What you will do » Will you output the lines between the ones holding "Emit a component" and "const headers = ['序号', '指标', '参数', '运算符', '数值', '单位', '显示', '']", inclusive, exactly as they stand, and only those lines, with the pictures left out?

Web page code records »
• • • • •

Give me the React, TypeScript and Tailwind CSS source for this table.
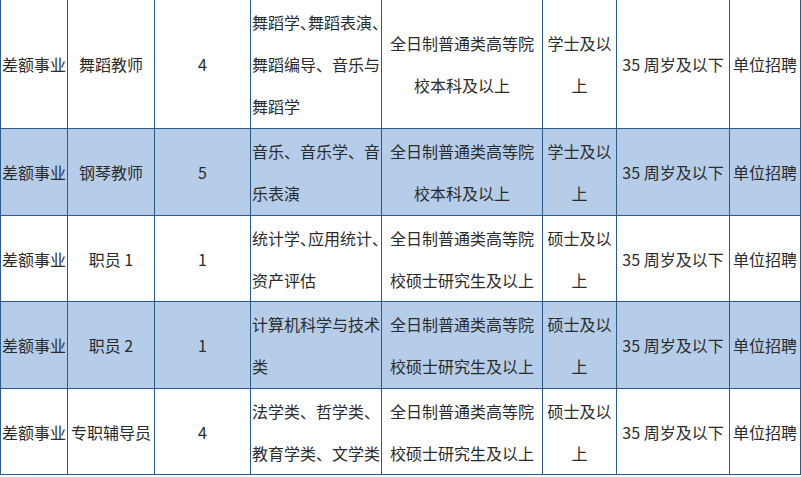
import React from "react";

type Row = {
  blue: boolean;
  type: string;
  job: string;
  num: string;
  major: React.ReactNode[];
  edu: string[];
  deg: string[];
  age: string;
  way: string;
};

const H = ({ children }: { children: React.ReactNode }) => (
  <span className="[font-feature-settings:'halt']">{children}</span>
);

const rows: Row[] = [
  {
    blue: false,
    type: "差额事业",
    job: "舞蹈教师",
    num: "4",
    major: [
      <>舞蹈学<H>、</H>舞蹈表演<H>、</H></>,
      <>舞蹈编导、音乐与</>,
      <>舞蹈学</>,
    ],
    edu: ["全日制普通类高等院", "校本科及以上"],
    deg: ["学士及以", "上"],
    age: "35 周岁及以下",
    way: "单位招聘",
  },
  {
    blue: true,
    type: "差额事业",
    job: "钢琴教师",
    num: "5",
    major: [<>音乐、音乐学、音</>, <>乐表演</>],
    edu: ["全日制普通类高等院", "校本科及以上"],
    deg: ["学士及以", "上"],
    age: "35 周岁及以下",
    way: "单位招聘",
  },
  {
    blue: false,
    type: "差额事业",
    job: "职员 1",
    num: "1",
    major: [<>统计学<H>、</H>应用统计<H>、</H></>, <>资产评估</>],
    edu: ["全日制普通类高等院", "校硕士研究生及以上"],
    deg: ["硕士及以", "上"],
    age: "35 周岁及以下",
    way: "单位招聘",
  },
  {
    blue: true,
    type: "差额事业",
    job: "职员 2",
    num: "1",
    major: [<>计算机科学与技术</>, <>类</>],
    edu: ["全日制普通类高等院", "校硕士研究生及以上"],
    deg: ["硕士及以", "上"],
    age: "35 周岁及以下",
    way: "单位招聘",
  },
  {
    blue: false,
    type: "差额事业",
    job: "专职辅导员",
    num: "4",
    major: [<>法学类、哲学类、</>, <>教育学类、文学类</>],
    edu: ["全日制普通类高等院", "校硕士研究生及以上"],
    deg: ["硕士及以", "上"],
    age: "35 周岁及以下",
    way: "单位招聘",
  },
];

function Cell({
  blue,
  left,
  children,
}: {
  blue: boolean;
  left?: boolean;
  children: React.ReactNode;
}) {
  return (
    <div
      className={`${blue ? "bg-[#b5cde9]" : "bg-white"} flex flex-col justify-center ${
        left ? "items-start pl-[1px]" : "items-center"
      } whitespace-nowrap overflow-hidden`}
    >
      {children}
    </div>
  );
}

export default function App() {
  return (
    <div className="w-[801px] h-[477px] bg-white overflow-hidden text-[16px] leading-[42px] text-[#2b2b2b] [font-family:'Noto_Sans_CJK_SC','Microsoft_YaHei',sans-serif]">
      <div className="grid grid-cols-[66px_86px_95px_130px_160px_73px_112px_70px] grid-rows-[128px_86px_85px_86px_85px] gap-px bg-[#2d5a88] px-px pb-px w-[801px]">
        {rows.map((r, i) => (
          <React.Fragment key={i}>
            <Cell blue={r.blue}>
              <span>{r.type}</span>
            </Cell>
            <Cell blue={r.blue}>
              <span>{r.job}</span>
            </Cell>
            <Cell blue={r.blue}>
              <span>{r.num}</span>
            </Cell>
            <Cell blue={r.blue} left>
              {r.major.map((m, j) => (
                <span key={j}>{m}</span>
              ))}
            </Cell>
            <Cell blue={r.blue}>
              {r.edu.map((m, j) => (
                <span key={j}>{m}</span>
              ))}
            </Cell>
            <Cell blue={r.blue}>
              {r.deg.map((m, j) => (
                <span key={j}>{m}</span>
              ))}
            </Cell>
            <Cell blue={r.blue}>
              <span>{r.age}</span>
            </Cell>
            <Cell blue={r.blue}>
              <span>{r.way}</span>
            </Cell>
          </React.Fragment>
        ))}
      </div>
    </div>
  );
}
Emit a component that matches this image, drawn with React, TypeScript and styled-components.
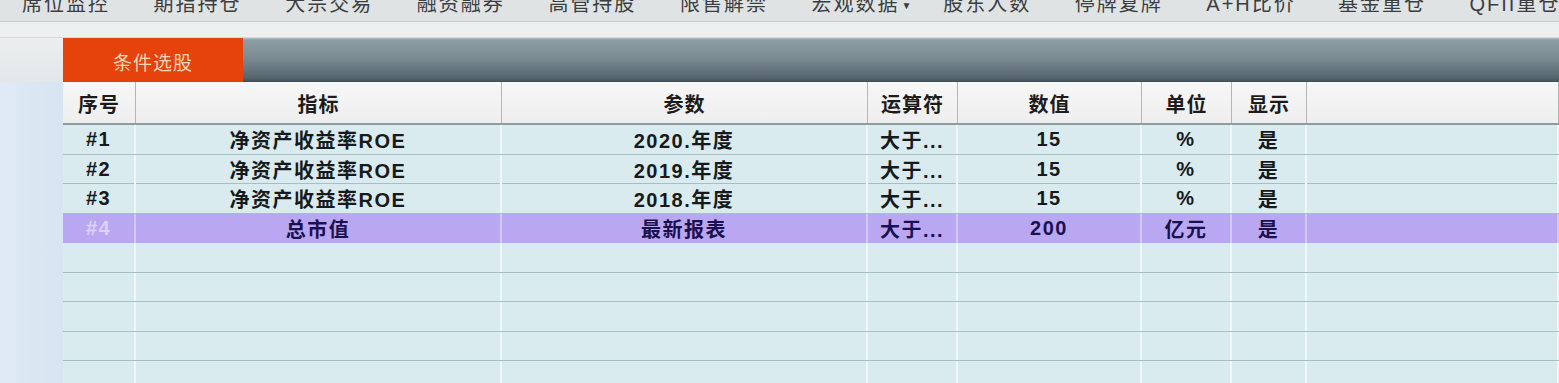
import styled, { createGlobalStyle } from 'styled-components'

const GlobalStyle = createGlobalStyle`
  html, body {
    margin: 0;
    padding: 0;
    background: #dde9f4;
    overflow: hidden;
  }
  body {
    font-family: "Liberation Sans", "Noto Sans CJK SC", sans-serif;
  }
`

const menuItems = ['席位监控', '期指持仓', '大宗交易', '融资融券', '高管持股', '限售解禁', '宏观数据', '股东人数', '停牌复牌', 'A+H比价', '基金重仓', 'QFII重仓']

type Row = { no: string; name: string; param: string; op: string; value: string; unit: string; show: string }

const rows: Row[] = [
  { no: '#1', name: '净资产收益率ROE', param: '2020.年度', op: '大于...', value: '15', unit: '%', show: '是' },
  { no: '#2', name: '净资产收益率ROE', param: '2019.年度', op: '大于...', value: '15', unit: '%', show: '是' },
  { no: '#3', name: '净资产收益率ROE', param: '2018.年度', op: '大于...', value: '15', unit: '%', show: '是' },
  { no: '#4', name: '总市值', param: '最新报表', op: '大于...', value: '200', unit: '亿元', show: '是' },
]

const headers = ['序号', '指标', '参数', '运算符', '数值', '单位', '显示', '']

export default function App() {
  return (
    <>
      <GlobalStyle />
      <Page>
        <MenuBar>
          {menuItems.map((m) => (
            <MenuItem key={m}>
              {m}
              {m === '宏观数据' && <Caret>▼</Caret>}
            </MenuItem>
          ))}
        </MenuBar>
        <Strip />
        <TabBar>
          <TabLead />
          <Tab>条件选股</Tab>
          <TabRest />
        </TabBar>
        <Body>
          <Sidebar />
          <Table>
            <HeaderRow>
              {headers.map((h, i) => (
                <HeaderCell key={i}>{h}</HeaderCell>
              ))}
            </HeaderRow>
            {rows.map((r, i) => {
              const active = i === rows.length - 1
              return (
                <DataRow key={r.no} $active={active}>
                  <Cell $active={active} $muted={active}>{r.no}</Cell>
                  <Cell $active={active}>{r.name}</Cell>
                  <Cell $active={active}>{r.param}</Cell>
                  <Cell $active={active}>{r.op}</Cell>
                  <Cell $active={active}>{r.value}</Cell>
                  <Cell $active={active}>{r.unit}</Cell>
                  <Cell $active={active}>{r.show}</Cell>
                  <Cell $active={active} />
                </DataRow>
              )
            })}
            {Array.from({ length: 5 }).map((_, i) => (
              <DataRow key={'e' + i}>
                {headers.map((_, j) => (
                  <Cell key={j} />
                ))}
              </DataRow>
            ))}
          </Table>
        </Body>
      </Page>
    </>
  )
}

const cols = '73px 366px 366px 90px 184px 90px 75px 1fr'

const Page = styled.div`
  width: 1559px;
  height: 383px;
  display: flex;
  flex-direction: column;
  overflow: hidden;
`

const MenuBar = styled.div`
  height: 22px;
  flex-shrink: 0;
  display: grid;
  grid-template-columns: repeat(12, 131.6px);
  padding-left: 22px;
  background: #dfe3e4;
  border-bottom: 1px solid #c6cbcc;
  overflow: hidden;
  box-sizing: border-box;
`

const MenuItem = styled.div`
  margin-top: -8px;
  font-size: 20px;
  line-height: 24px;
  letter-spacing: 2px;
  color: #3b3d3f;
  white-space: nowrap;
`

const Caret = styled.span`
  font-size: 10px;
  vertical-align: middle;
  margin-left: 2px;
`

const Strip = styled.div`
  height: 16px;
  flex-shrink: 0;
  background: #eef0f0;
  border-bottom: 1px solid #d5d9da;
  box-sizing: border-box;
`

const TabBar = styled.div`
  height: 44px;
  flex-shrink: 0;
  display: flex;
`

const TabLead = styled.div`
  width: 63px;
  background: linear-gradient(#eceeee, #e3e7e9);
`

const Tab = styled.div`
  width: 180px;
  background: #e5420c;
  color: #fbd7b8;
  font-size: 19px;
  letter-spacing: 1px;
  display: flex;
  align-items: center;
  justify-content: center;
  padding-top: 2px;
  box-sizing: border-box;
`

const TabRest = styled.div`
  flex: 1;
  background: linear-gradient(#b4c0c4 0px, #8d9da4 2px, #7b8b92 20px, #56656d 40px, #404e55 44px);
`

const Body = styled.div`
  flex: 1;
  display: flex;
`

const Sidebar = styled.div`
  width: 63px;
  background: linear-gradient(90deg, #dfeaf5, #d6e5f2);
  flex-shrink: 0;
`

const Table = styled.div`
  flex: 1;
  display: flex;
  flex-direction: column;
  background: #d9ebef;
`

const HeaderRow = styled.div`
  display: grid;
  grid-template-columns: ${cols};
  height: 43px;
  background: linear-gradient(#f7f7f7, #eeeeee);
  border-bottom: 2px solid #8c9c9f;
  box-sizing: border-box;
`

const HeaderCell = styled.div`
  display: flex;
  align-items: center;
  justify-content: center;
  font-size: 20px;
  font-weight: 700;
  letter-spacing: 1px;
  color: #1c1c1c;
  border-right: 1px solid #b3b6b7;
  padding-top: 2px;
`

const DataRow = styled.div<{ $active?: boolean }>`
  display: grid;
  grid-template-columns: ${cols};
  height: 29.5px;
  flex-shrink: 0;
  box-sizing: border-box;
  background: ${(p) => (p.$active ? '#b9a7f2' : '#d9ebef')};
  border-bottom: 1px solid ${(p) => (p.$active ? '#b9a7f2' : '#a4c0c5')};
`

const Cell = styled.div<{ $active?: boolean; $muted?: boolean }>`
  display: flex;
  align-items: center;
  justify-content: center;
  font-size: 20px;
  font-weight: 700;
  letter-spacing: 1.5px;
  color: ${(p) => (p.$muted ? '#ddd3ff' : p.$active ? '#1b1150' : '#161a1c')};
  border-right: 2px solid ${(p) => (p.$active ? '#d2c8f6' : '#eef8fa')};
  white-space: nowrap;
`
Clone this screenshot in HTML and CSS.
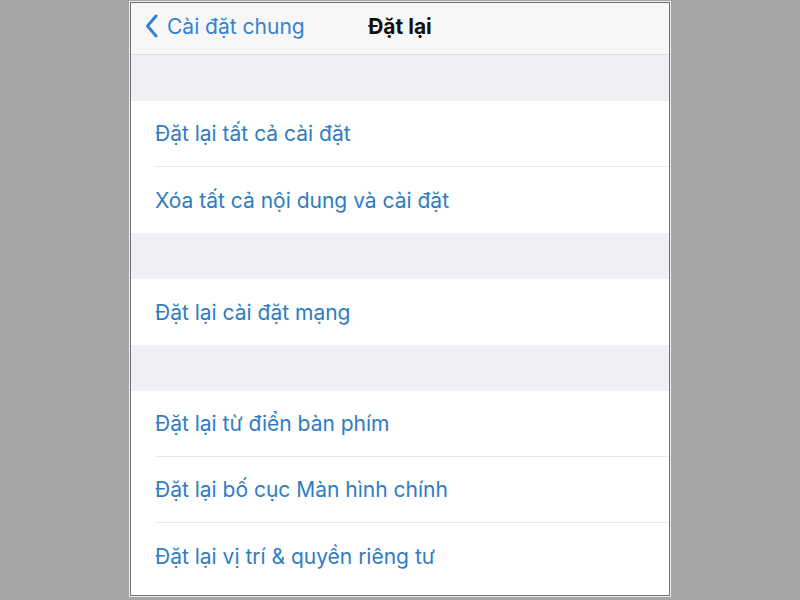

• • • • •

In response »
Emit a component that matches this image, drawn with React, TypeScript and styled-components.
import styled, { createGlobalStyle } from 'styled-components'

const GlobalStyle = createGlobalStyle`
  html, body {
    margin: 0;
    padding: 0;
    background: #dde9f4;
    overflow: hidden;
  }
  body {
    font-family: "Liberation Sans", "Noto Sans CJK SC", sans-serif;
  }
`

const menuItems = ['席位监控', '期指持仓', '大宗交易', '融资融券', '高管持股', '限售解禁', '宏观数据', '股东人数', '停牌复牌', 'A+H比价', '基金重仓', 'QFII重仓']

type Row = { no: string; name: string; param: string; op: string; value: string; unit: string; show: string }

const rows: Row[] = [
  { no: '#1', name: '净资产收益率ROE', param: '2020.年度', op: '大于...', value: '15', unit: '%', show: '是' },
  { no: '#2', name: '净资产收益率ROE', param: '2019.年度', op: '大于...', value: '15', unit: '%', show: '是' },
  { no: '#3', name: '净资产收益率ROE', param: '2018.年度', op: '大于...', value: '15', unit: '%', show: '是' },
  { no: '#4', name: '总市值', param: '最新报表', op: '大于...', value: '200', unit: '亿元', show: '是' },
]

const headers = ['序号', '指标', '参数', '运算符', '数值', '单位', '显示', '']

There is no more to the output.